Python Basics and Biostatistics

Relative Risk

In this lesson the student will learn how to:

use the Python log function
calculate the 95% CI of the logarithm of the relative risk (RR)
calculate the antilog of a number

By the end of this lesson the student will be able to:


    Write a Python script to find the 95% CI for ln(RR) for any relevant
    data set which is input by the user of the script.

For this and the next assignment we are going to use the following experimental situation as our reference point. Let's say that we want to find out what effect an experimental drug (such as AZT in the 1990s) has on the progression of a disease (such as AIDS). We would want to perform a properly designed study (employing double blinding, randomization, etc.) in which our experimental group received the drug and our control group received a placebo. We would determine a reasonable length for our study (perhaps six months) and report our findings at the end of the study: The first thing we can do with our data is to calculate the proportion of patients in which the disease didn't progress:


                             72
      Experimental Group   ----- = 15%
                            483


                            154
      Control Group        ----- = 31%
                            489

Next, we can calculate the difference between proportions:


    Control - Experimental = 31 - 15 = 16%

So, at this point we can say that our treatment will reduce the incidence of the disease by about 16%. We calculate the 95% CI for this number like this:


       D = P₁ - P₂
       D = 31 - 15 = 16

       SE of DIFF = sqrt(P₁(1-P₁)/N₁ + P₂(1-P₂)/N₂)
       SE of DIFF = sqrt( 31*69/489 + 15*85/483 )
       SE of DIFF = sqrt ( 4.37 + 3.17 ) = sqrt ( 7.54 ) = 2.75

       95% CI of DIFF = D +/- 1.96 * SE of DIFF
       95% CI of DIFF = 16 +/- 1.96 * 2.75
       high: 21.39 
       low: 10.61

So, what we really can say is that we are 95% sure that our treatment will reduce the incidence of the disease by BETWEEN 10.61% and 21.39%.

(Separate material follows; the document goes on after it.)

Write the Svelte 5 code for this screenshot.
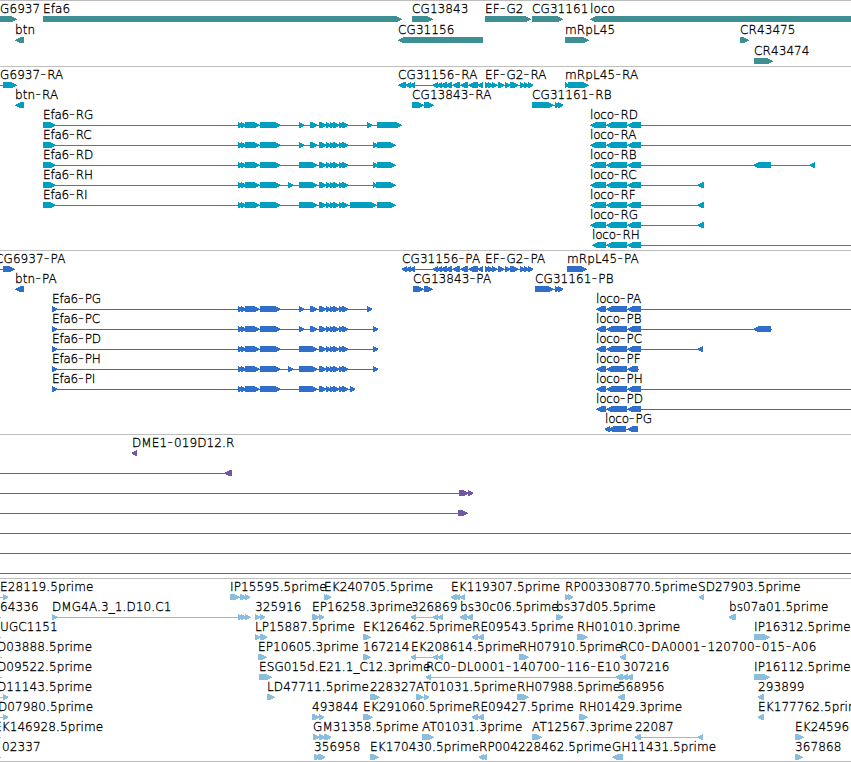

We can also use these numbers to calculate the relative risk. Here's the basic equation:


   relative risk = p₁ / p₂ = 15 / 31 = .48 = 48%

We can use this number to say that those receiving the treatment were 48% as likely to experience disease progression as those not receiving the treatment. Alternatively, we could calculate relative risk the other way around:


   relative risk = p₂ / p₁ = 31 / 15 = 2.07

In this case we would say that those not receiving the treatment were over twice as likely to experience disease progression as those receiving the treatment.

To find the 95% CI of the relative risk we do the following. (We will go with the first RR calculation of .48 for this example.)


  A = 72
  B = 411
  C = 154
  D = 335
  (see results from above for origin of these numbers)

  95% CI of ln(RR) = ln(RR) +/- 1.96 * sqrt( (B/A)/(A+B) + (D/C)/(D+C))
  95% CI of ln(RR) = 3.87 +/- 1.96 * sqrt ( .012 + .004 )
  95% CI of ln(RR) = 3.87 +/- 1.96 * .13 = 3.87 +/- .25
  high: 4.12
  low: 3.62

  Now we take the antilog of each limit:

  antilog = e^x
  high = e^4.12 = 61.56
  low = e^3.62 = 37.34
  e = 2.71828

This calculation of the CI of a relative risk is not straightforward. Several methods have been developed to calculate an approximate CI. The CI is not symmetrical around the relative risk. This makes sense, as the relative risk can never be less than 0, but it can get very high. However, the CI of the logarithm of the relative risk is approximately symmetrical. That's why this method is used.

The Log Function in Python

Consider this sample script:

#!/usr/bin/python import math n = 0 while(n!='q'): n = raw_input("INPUT NUMBER: ") if (n != 'q') : i = int(n) log = math.log(i) print "log: " + str(log) antilog = 2.71828**log print "antilog: " + str(antilog)

Lucky for us, the Python log function returns the natural log (as opposed to the log base 10) which is exactly what we need for the 95% CI of the RR equation.

Assignment:

Write a Python script to find the 95% CI for ln(RR) for any relevant data set which is input by the user of your script. Create data sets to test your script with.

Your data sets should take this form:


                 Disease
   Treatment	Progressed	No Progression		Total
   --------------------------------------------------------------
    AZT		  72		    411		          483
    Placebo	 154		    335			  489
    Total	 226		    746			  972
   --------------------------------------------------------------

Your script only needs to take input for the non-total values (the inner 2 x 2 table).